In this paper, the authors examine the task of domain generalization, in which the goal is to train a machine learning model that can perform well on new, unseen data distributions. The authors propose a new algorithm \(MatchDG\) which is a contrastive learning method that tries to approximately identify the object from which the input had been derived. The paper refers to this as a match. The paper relies on trying to have the same representation for inputs across domains if they are derived from the same object.

They first introduce the perfect match approach which involves learning representations that satisfy the invariance criteria and are informative of a label across domains. The perfect match case is applicable when we have self augmentations in which case we get a perfect base object. As expected the authors report strong performance of Rotated MNIST with perfect matching.

However, in most cases, we do not know the perfect matches across domains in which case the authors propose finding approximate matches without known objects. To learn this matching function, \(MatchDG\) optimizes a contrastive representation learning loss. Positive matches here mean data points from a different domain that share the same class label as the anchor. The key difference in the training of this algorithm is updating positive matches: after every \(t\) epochs, the positive matches inferred using the learned matching function are updated during training based on the nearest same-class data points in the representation space. The intuition for this could be thought of as accounting for the intra-class variance across domains. After this, the learned matching function is substituted in the perfect macth loss function.

Strengths

  • One way to improve the effectiveness of augmentations is to use causal models. The key is to focus on altering spurious features which can help disrupt any patterns of correlation that may exist. The authors demonstrate that this approach leads to the best outcomes when it comes to generalizing to out-of-distribution examples.
  • A new two-phase, iterative algorithm to approximate object-based matches, is useful since no past algorithms tacked cases when objects are unobserved.
  • Presents sufficient reasoning to show that the class-conditional invariant is not sufficient for generalizing to unseen domains.
  • State of the Art for Domain Generalization on Rotated Fashion-MNIST with \(82.8\) % top-1 accuracy. Presents good results on Domain Generalization on PACS with MDG-Hybrid achieving \(87.52\) % average accuracy.
  • Provide a great motivation and intuition at each stage for their approaches.

Weaknesses

  • Expected experiments on Domain generalization on ImageNet-C.
  • A few vagaries in mathematics (see questions).
  • The results on Chest-Xrays dataset which is a hard real-world dataset are quite mixed results.

Questions

  • The paper mentions:

For a finite number of domains \(m\), as the number of examples in each domain \(n_d\rightarrow \infty\)

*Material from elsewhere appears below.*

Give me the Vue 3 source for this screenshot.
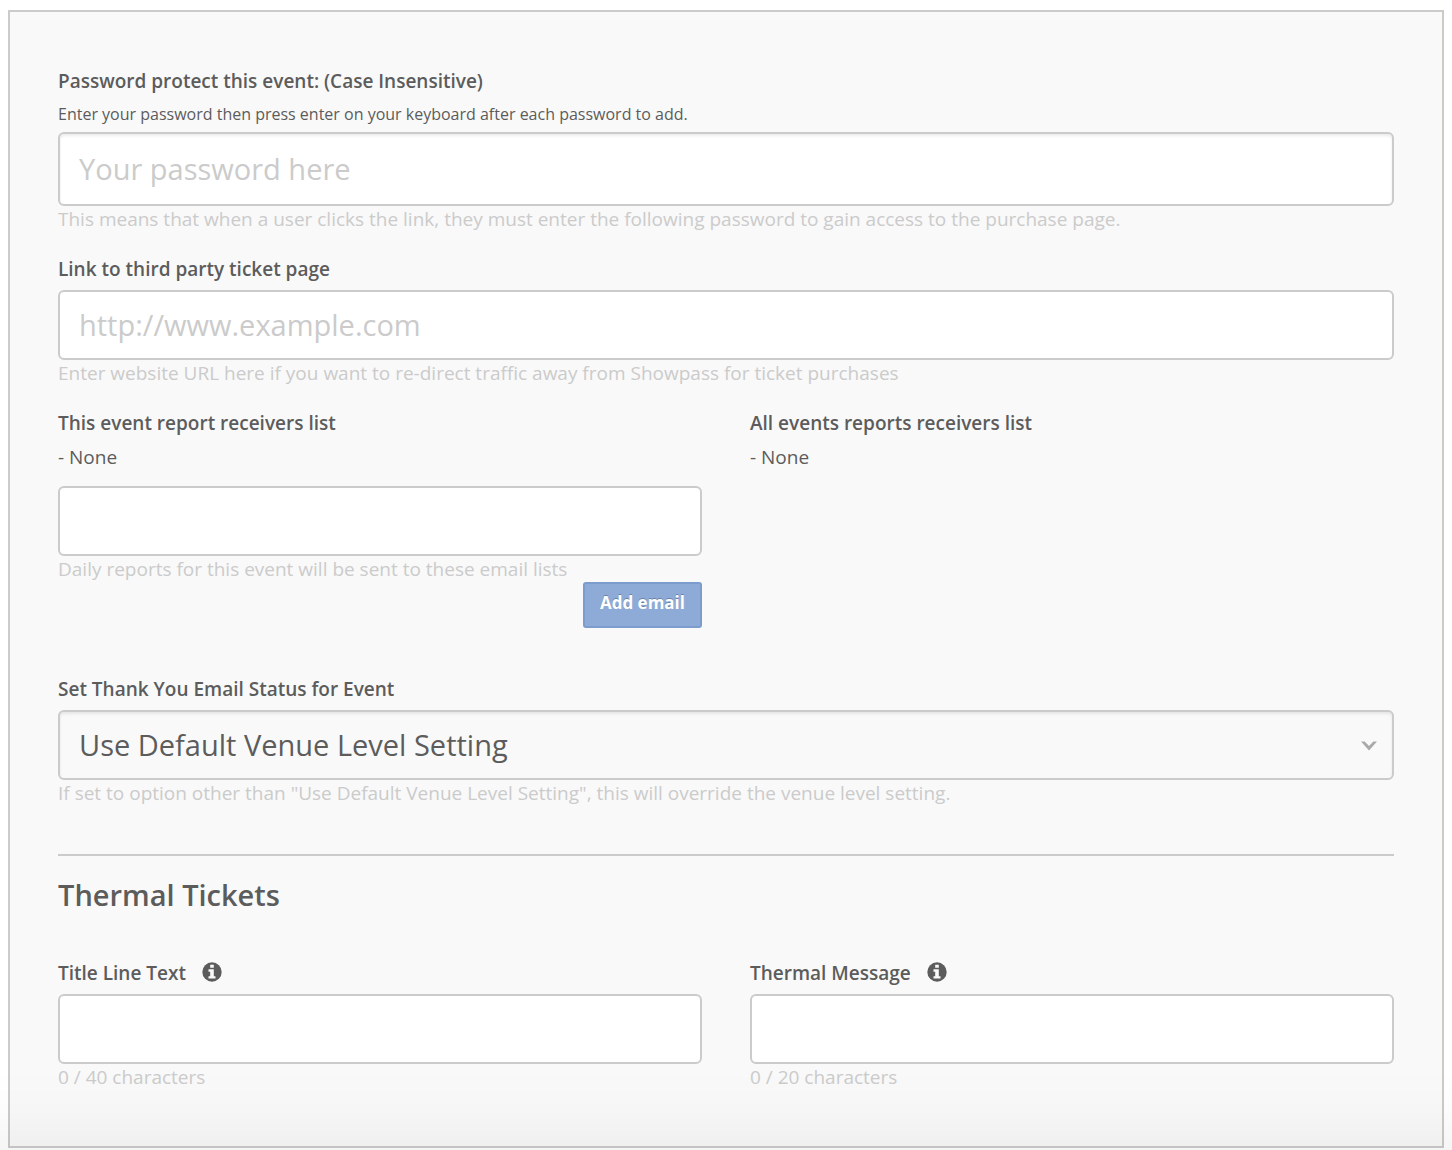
<script setup>
import { ref } from 'vue'

const password = ref('')
const link = ref('')
const email = ref('')
const receivers = ref([])
const status = ref('default')
const titleLine = ref('')
const message = ref('')

function addEmail() {
  if (email.value) {
    receivers.value.push(email.value)
    email.value = ''
  }
}
</script>

<template>
  <main class="page">
    <form class="panel" @submit.prevent>
      <div class="field">
        <label for="password">Password protect this event: (Case Insensitive)</label>
        <p class="hint">Enter your password then press enter on your keyboard after each password to add.</p>
        <input id="password" v-model="password" class="control tall shaded" type="text" placeholder="Your password here" />
        <p class="help">This means that when a user clicks the link, they must enter the following password to gain access to the purchase page.</p>
      </div>

      <div class="field">
        <label for="link">Link to third party ticket page</label>
        <input id="link" v-model="link" class="control" type="text" placeholder="http://www.example.com" />
        <p class="help">Enter website URL here if you want to re-direct traffic away from Showpass for ticket purchases</p>
      </div>

      <div class="columns reports">
        <div>
          <label for="email">This event report receivers list</label>
          <p v-if="!receivers.length" class="list">- None</p>
          <p v-for="r in receivers" :key="r" class="list">- {{ r }}</p>
          <input id="email" v-model="email" class="control" type="text" />
          <p class="help">Daily reports for this event will be sent to these email lists</p>
          <div class="actions">
            <button type="button" class="add" @click="addEmail">Add email</button>
          </div>
        </div>
        <div>
          <h3 class="label">All events reports receivers list</h3>
          <p class="list">- None</p>
        </div>
      </div>

      <div class="status">
        <label for="status">Set Thank You Email Status for Event</label>
        <div class="select">
          <select id="status" v-model="status" class="control shaded">
            <option value="default">Use Default Venue Level Setting</option>
            <option value="on">Enabled</option>
            <option value="off">Disabled</option>
          </select>
          <svg class="chevron" viewBox="0 0 16 10" width="16" height="10" aria-hidden="true">
            <path d="M0 0.5H3.6L8 5 12.4 0.5H16L8 9.5Z" fill="#a9a9a9" />
          </svg>
        </div>
        <p class="help">If set to option other than "Use Default Venue Level Setting", this will override the venue level setting.</p>
      </div>

      <section class="thermal">
        <h2>Thermal Tickets</h2>
        <div class="columns">
          <div>
            <label for="title-line">Title Line Text
              <svg class="info" viewBox="0 0 20 20" width="20" height="20" aria-hidden="true">
                <circle cx="10" cy="10" r="9.7" fill="#5c5c5c" />
                <path d="M8.2 2.8h3.600v3H8.200zM6.500 7.300h5.300v6.900h1.700v2.400h-7v-2.400h1.700V9.700H6.500z" fill="#f9f9f9" />
              </svg>
            </label>
            <input id="title-line" v-model="titleLine" class="control" type="text" maxlength="40" />
            <p class="help">{{ titleLine.length }} / 40 characters</p>
          </div>
          <div>
            <label for="message">Thermal Message
              <svg class="info" viewBox="0 0 20 20" width="20" height="20" aria-hidden="true">
                <circle cx="10" cy="10" r="9.7" fill="#5c5c5c" />
                <path d="M8.2 2.8h3.600v3H8.200zM6.500 7.300h5.300v6.900h1.700v2.400h-7v-2.400h1.700V9.700H6.500z" fill="#f9f9f9" />
              </svg>
            </label>
            <input id="message" v-model="message" class="control" type="text" maxlength="20" />
            <p class="help">{{ message.length }} / 20 characters</p>
          </div>
        </div>
      </section>
    </form>
    <div class="fade"></div>
  </main>
</template>

<style>
body {
  background: #fff;
}
</style>

<style scoped>
* {
  box-sizing: border-box;
}

.page {
  padding: 10px 8px 2px;
  font-family: "Open Sans", "Noto Sans", sans-serif;
  font-size: 19px;
  line-height: 26px;
  color: #5c5c5c;
}

.panel {
  padding: 56px 48px;
  background: #f9f9f9;
  border: 2px solid #cbcbcb;
}

p,
h2,
h3 {
  margin: 0;
}

label,
.label {
  display: flex;
  align-items: center;
  gap: 16px;
  margin-bottom: 8px;
  font-size: 19px;
  font-weight: 600;
}

.info {
  margin-bottom: 2px;
}

.field {
  margin-bottom: 24px;
}

.hint {
  margin-bottom: 6px;
  font-size: 16px;
  line-height: 24px;
}

.help {
  color: #cbcbcb;
}

.control {
  display: block;
  width: 100%;
  height: 70px;
  padding: 0 19px 2px;
  font: inherit;
  font-size: 29px;
  line-height: 40px;
  color: #5c5c5c;
  background: #fff;
  border: 2px solid #cbcbcb;
  border-radius: 6px;
  outline: none;
}

.control::placeholder {
  color: #cbcbcb;
  opacity: 1;
}

.tall {
  height: 74px;
}

.shaded {
  box-shadow: inset 0 2px 3px rgba(0, 0, 0, 0.08);
}

.columns {
  display: grid;
  grid-template-columns: 1fr 1fr;
  gap: 48px;
}

.list + .control {
  margin-top: 16px;
}

.actions {
  display: flex;
  justify-content: flex-end;
}

.add {
  height: 46px;
  padding: 0 15px 4px;
  font: inherit;
  font-size: 17px;
  font-weight: 700;
  color: #fff;
  text-shadow: 0 -1px 0 rgba(0, 0, 0, 0.25);
  background: #8eaad7;
  border: 2px solid #7c9ccd;
  border-radius: 3px;
}

.status {
  margin-top: 48px;
}

.select {
  position: relative;
}

select.control {
  padding-bottom: 0;
  appearance: none;
  background: #f9f9f9;
}

.chevron {
  position: absolute;
  top: 31px;
  right: 17px;
  pointer-events: none;
}

.thermal {
  margin-top: 48px;
  padding-top: 19px;
  border-top: 2px solid #cbcbcb;
}

h2 {
  margin-bottom: 45px;
  font-size: 29px;
  font-weight: 600;
  line-height: 40px;
}

.fade {
  position: fixed;
  right: 0;
  bottom: 0;
  left: 0;
  height: 80px;
  pointer-events: none;
  background: linear-gradient(rgba(0, 0, 0, 0), rgba(0, 0, 0, 0.01) 50%, rgba(0, 0, 0, 0.04));
}
</style>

  1. The set of representations that satisfy the condition \(\sum_{\Omega(j,k)=1; d\neq d'} dist(\phi(x_j^{(d)}), \phi(x_k^{(d')})) =0\) contains the optimal \(\phi(x)=X_C\) that minimizes the domain generalization loss.

  2. Assuming that \(P(X_a \mid O, D)<1\) for every high-level feature \(X_a\) that is directly caused by domain, and for P-admissible loss functions whose minimization is conditional expectation (e.g., \(\ell_2\) or cross-entropy), the true function \(f^*\) is one of the optimal solutions, a loss-minimizing classifier for the following loss is the true function \(f^*\), for some value of \(\lambda\) provided that \(f^* \in F_c\subseteq F\).

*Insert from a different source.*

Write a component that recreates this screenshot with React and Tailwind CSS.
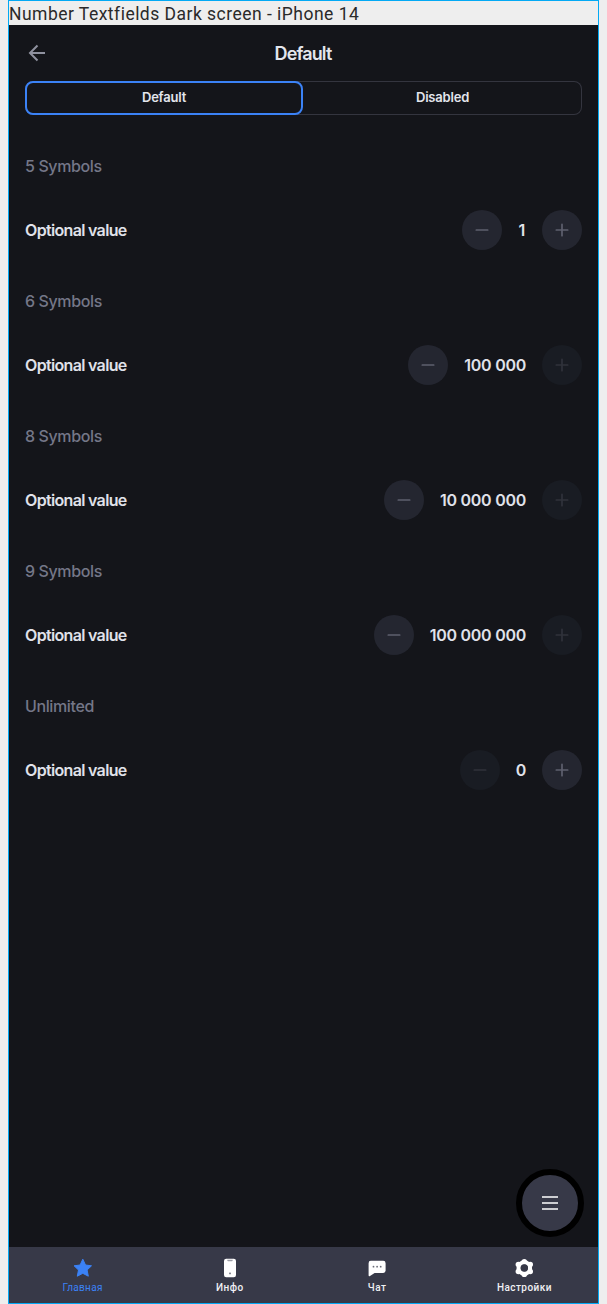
const sections = [
  { title: '5 Symbols', value: '1' },
  { title: '6 Symbols', value: '100 000', plusDisabled: true },
  { title: '8 Symbols', value: '10 000 000', plusDisabled: true },
  { title: '9 Symbols', value: '100 000 000', plusDisabled: true },
  { title: 'Unlimited', value: '0', minusDisabled: true },
];

function RoundButton({ plus, disabled }) {
  return (
    <button
      aria-label={plus ? 'Increase' : 'Decrease'}
      className={`flex size-10 shrink-0 items-center justify-center rounded-full ${
        disabled ? 'bg-[#191c23] text-[#30323b]' : 'bg-[#242630] text-[#5e606e]'
      }`}
    >
      <svg width="20" height="20" viewBox="0 0 20 20" fill="none" stroke="currentColor" strokeWidth="1.7" strokeLinecap="round">
        <path d={plus ? 'M4.3 10H15.7M10 4.3V15.7' : 'M4.3 10H15.7'} />
      </svg>
    </button>
  );
}

function Section({ title, value, plusDisabled, minusDisabled }) {
  return (
    <section className="h-[135px] pt-4">
      <h2 className="h-6 text-base leading-6 font-medium tracking-[-0.38px] text-[#747788]">{title}</h2>
      <div className="mt-8 flex h-10 items-center">
        <span className="flex-1 text-base leading-6 font-semibold tracking-[-0.67px] text-[#e0e2ea]">Optional value</span>
        <div className="flex items-center gap-4">
          <RoundButton disabled={minusDisabled} />
          <span className="min-w-[7.6px] text-base leading-6 font-semibold tracking-[-0.27px] whitespace-nowrap text-[#e0e2ea]">{value}</span>
          <RoundButton plus disabled={plusDisabled} />
        </div>
      </div>
    </section>
  );
}

function StarIcon() {
  return (
    <svg width="20" height="20" viewBox="0 0 20 20" fill="currentColor" stroke="currentColor" strokeWidth="1" strokeLinejoin="round">
      <path d="M9.8 1.2L12.5 7L18.5 7.8L14.1 12L15.3 18.2L9.8 15.3L4.3 18.2L5.5 12L1.1 7.8L7.1 7Z" />
    </svg>
  );
}

function PhoneIcon() {
  return (
    <svg width="20" height="20" viewBox="0 0 20 20">
      <rect x="4" y="0.8" width="12" height="18.4" rx="2.2" fill="white" />
      <path d="M7.3 1.8H12.7V2.3Q12.7 3.2 11.8 3.2H8.2Q7.3 3.2 7.3 2.3Z" fill="#9b9ca5" />
      <rect x="9.2" y="14.6" width="1.6" height="1.6" rx="0.5" fill="#6b6d79" />
    </svg>
  );
}

function ChatIcon() {
  return (
    <svg width="20" height="20" viewBox="0 0 20 20">
      <path d="M3.8 2.8H16.2Q18.6 2.8 18.6 5.2V12.6Q18.6 15 16.2 15H7.6L3 18Q1.6 18.7 1.6 17.2V5.2Q1.6 2.8 3.8 2.8Z" fill="white" />
      <g fill="#6b6d79">
        <circle cx="6.5" cy="8.7" r="0.9" />
        <circle cx="10.1" cy="8.7" r="0.9" />
        <circle cx="13.7" cy="8.7" r="0.9" />
      </g>
    </svg>
  );
}

function GearIcon() {
  return (
    <svg width="20" height="20" viewBox="0 0 20 20" fill="none">
      <circle cx="10.3" cy="10" r="5.7" stroke="white" strokeWidth="4.2" />
      <g fill="white">
        <circle cx="10.3" cy="3.6" r="2.7" />
        <circle cx="10.3" cy="16.4" r="2.7" />
        <circle cx="4.4" cy="6.5" r="2.8" />
        <circle cx="16.2" cy="6.5" r="2.8" />
        <circle cx="4.4" cy="13.5" r="2.8" />
        <circle cx="16.2" cy="13.5" r="2.8" />
      </g>
      <circle cx="10.3" cy="10" r="3.7" fill="#373948" />
    </svg>
  );
}

const tabs = [
  { label: 'Главная', Icon: StarIcon, active: true },
  { label: 'Инфо', Icon: PhoneIcon },
  { label: 'Чат', Icon: ChatIcon },
  { label: 'Настройки', Icon: GearIcon },
];

export default function App() {
  return (
    <div className="h-[1304px] w-[607px] bg-[#eeeeee] pr-2 pl-2 font-['Inter',sans-serif]">
      <div className="flex h-full w-[591px] flex-col border border-[#03a9f4]">
        <div className="h-6 shrink-0 font-['Roboto',sans-serif] text-[17.5px] leading-[26px] tracking-[0.48px] whitespace-nowrap text-[#2a2a2a]">
          Number Textfields Dark screen - iPhone 14
        </div>
        <div className="relative flex min-h-0 flex-1 flex-col bg-[#14151a]">
          <header className="flex h-14 shrink-0 items-center px-4">
            <svg width="24" height="24" viewBox="0 0 24 24" fill="none" stroke="#8f919f" strokeWidth="2">
              <path d="M20 12H5M12.5 4.5L5 12L12.5 19.5" />
            </svg>
            <h1 className="flex-1 pt-0.5 pr-px text-center text-lg leading-6 font-semibold tracking-[-0.87px] text-[#e3e5ed]">Default</h1>
            <div className="w-6" />
          </header>
          <div className="mx-4 flex h-[34px] shrink-0 rounded-lg text-[13px] font-semibold tracking-[-0.2px] text-[#e3e5ed] ring-1 ring-[#34353f] ring-inset">
            <button className="w-[278px] rounded-lg border-2 border-[#3b82f6]">Default</button>
            <button className="flex-1">Disabled</button>
          </div>
          <main className="flex-1 px-4 pt-[23px]">
            {sections.map((s) => (
              <Section key={s.title} {...s} />
            ))}
          </main>
          <button aria-label="Menu" className="absolute right-3.5 bottom-[66px] flex size-[68px] items-center justify-center rounded-full border-6 border-black bg-[#373948]">
            <svg width="16" height="14" viewBox="0 0 16 14" stroke="white" strokeWidth="1.7">
              <path d="M0 1H16M0 7H16M0 13H16" />
            </svg>
          </button>
          <nav className="grid h-14 shrink-0 grid-cols-4 bg-[#373948]">
            {tabs.map(({ label, Icon, active }) => (
              <a
                key={label}
                className={`flex flex-col items-center pt-[11px] font-['Roboto',sans-serif] text-[10px] leading-[19px] ${
                  active ? 'font-normal tracking-[0.35px] text-[#3b82f6]' : 'font-medium tracking-[0.45px] text-[#f0f0f3]'
                }`}
              >
                <Icon />
                <span>{label}</span>
              </a>
            ))}
          </nav>
        </div>
      </div>
    </div>
  );
}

\[f_{perfectmatch} = \arg \min_{h, \phi} \sum_{d=1}^{m} L_d(h(\phi(X)), Y) + \lambda \sum_{\Omega(j,k)=1; d\neq d'} dist(\phi(x_j^{(d)}), \phi(x_k^{(d')}))\]

However, this might not always be true. You can theoretically generate data such that you can learn the specific transformations and minimize the objective to be 0. For example, this statement will most certainly not hold true if we are given the liberty to choose a subset of the data from Rotated-MNIST. However, in most cases minimizing for \(C(\phi)\) does imply better generalizability.

  • The intuition for using a two-phase approach for \(MatchDG\) is well motivated and contrasted with previous approaches as well as backed by experiments. It might be very helpful to signify the use of a two-phase approach with some more ablation studies.

  • Might be helpful to investigate more on the poor performance of Chest X-Rays dataset and experiments on some other large datasets.

Concerns

Found this work by Jiles et al. 2 that showed some disrepancies in evaluation.

References

  1. Mahajan, Divyat, Shruti Tople, and Amit Sharma. “Domain generalization using causal matching.” International Conference on Machine Learning. PMLR, 2021. 

  2. D JILES, R. I. C. H. A. R. D., and Mohna Chakraborty. “[Re] Domain Generalization using Causal Matching.” ML Reproducibility Challenge 2021 (Fall Edition). 2022.